▸ Data in this exercise:
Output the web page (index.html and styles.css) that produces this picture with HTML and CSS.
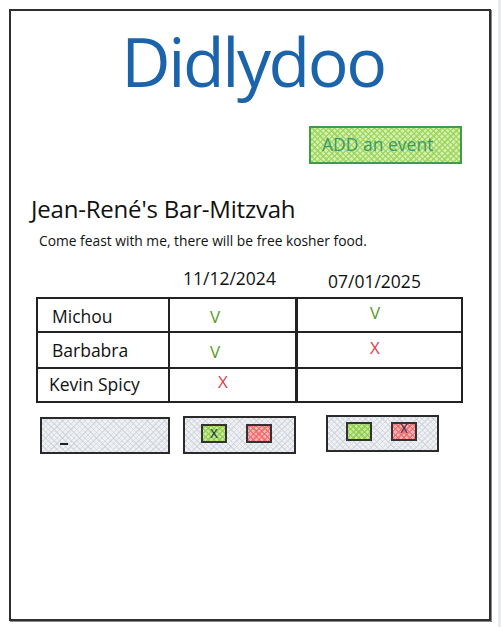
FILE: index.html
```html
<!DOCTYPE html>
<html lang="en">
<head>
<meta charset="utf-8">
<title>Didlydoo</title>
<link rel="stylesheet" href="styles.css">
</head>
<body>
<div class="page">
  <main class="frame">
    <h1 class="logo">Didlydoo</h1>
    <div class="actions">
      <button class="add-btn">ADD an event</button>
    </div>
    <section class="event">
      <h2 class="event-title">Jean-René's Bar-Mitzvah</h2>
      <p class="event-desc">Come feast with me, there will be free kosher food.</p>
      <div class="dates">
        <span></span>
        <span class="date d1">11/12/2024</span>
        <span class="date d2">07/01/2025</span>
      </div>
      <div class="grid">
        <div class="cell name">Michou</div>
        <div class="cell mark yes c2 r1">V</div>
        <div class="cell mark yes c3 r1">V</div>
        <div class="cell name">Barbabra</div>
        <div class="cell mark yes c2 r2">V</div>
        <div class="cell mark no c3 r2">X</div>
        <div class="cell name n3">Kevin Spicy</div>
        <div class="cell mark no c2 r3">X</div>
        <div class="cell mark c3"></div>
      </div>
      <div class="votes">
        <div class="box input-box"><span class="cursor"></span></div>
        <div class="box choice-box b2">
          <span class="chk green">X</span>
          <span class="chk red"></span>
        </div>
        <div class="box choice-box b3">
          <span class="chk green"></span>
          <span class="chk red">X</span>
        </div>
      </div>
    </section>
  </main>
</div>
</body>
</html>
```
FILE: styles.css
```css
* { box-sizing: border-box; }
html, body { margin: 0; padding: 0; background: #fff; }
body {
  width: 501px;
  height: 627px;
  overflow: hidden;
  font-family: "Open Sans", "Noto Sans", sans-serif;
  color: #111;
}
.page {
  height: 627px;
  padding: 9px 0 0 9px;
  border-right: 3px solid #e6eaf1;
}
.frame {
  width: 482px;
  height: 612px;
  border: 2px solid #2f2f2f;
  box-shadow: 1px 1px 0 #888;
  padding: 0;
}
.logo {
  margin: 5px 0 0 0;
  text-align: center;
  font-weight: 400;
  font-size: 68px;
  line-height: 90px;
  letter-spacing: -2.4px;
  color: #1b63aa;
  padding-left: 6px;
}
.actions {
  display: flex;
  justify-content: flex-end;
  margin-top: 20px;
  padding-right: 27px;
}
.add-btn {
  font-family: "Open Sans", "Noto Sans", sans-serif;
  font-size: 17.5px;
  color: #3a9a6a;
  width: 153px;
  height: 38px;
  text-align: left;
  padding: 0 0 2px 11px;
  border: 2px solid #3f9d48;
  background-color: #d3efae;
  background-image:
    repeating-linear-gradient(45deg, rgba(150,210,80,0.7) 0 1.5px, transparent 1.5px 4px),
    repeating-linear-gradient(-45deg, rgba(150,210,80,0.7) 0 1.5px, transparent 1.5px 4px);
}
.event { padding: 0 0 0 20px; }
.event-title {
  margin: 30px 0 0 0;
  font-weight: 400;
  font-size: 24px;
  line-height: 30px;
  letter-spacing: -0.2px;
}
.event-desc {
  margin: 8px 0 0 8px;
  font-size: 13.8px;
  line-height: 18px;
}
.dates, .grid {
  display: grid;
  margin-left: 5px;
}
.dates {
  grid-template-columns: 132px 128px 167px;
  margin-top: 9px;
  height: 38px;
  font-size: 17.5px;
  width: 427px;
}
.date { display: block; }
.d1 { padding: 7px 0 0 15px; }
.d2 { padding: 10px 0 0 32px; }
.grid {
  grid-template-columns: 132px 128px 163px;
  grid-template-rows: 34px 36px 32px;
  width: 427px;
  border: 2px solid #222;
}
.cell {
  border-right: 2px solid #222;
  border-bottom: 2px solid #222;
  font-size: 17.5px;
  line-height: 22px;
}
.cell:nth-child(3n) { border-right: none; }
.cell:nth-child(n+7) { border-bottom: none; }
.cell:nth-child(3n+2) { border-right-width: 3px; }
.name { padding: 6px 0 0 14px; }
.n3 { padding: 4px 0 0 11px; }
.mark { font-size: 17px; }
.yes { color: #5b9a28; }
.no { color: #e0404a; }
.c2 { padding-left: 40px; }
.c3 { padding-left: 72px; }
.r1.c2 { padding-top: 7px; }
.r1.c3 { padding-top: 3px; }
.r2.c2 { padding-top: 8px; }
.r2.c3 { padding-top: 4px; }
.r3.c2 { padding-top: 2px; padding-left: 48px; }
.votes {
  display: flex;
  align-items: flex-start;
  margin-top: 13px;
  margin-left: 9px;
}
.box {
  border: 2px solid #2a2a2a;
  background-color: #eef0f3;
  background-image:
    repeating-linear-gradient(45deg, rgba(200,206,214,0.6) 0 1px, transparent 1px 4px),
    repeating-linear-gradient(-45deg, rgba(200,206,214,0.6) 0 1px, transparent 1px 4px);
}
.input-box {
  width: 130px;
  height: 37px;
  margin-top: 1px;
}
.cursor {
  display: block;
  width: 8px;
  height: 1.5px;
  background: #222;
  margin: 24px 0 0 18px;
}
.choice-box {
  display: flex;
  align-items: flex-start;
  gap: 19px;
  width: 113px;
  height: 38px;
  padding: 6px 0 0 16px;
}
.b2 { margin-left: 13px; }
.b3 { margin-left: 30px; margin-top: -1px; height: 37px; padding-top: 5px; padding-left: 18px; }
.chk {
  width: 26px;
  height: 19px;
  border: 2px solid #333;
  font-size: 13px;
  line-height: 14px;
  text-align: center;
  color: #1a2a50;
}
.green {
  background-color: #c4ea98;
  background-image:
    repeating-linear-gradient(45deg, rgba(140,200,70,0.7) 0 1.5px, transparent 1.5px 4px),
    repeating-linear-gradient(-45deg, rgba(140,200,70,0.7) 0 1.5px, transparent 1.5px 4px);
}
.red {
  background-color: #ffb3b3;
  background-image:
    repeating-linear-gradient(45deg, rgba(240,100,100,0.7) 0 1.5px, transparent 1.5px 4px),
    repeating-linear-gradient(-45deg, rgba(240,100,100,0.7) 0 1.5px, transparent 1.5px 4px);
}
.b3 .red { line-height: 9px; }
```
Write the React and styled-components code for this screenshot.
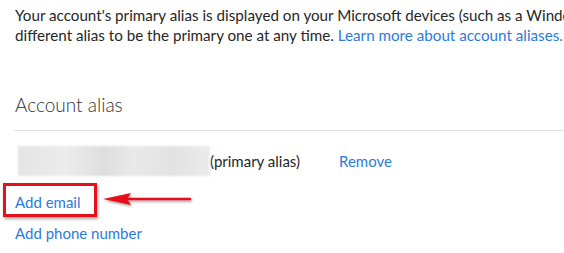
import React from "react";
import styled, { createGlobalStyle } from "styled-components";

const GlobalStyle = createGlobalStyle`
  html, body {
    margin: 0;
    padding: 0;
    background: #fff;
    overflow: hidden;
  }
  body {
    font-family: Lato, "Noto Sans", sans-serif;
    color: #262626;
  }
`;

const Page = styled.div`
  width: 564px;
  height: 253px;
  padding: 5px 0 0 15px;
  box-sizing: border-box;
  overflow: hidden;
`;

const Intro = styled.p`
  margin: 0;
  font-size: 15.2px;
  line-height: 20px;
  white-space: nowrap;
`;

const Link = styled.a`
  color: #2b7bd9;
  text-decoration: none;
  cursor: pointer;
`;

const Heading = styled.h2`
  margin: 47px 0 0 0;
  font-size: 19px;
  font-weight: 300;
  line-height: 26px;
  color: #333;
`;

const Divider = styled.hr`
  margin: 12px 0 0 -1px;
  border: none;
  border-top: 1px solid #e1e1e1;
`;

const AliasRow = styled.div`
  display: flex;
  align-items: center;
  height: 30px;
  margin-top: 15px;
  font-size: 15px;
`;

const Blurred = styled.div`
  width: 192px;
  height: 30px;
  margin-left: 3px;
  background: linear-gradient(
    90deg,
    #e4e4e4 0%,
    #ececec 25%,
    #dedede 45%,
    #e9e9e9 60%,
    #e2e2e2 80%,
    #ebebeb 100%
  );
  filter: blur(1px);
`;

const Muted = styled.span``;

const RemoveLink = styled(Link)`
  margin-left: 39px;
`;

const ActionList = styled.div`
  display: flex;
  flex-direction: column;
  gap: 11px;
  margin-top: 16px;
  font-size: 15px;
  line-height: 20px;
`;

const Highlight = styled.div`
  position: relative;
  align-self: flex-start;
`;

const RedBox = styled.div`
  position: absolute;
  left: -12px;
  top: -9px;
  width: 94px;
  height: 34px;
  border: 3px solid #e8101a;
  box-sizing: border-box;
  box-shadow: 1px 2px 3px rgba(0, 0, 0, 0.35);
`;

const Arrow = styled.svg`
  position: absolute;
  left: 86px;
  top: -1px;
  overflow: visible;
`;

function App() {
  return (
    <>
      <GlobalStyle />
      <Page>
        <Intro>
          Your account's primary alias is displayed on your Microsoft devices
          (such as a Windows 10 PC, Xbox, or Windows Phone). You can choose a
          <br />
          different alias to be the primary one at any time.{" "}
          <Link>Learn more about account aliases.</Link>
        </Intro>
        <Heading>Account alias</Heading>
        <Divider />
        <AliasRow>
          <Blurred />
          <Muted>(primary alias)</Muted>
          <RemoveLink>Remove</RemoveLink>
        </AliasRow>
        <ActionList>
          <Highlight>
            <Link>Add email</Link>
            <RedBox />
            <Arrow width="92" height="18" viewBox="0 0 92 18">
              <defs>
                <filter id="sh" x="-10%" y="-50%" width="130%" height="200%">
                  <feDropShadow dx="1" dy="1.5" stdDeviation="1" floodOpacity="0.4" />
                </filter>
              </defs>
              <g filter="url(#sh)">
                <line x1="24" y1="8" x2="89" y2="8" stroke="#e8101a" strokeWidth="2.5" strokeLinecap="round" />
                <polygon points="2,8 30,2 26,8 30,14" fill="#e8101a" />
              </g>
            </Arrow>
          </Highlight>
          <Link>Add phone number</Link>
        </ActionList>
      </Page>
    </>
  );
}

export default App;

▸ Do this:
Say how many lines in the records contain the string "components", and say nothing else.

▸ Written answer:
2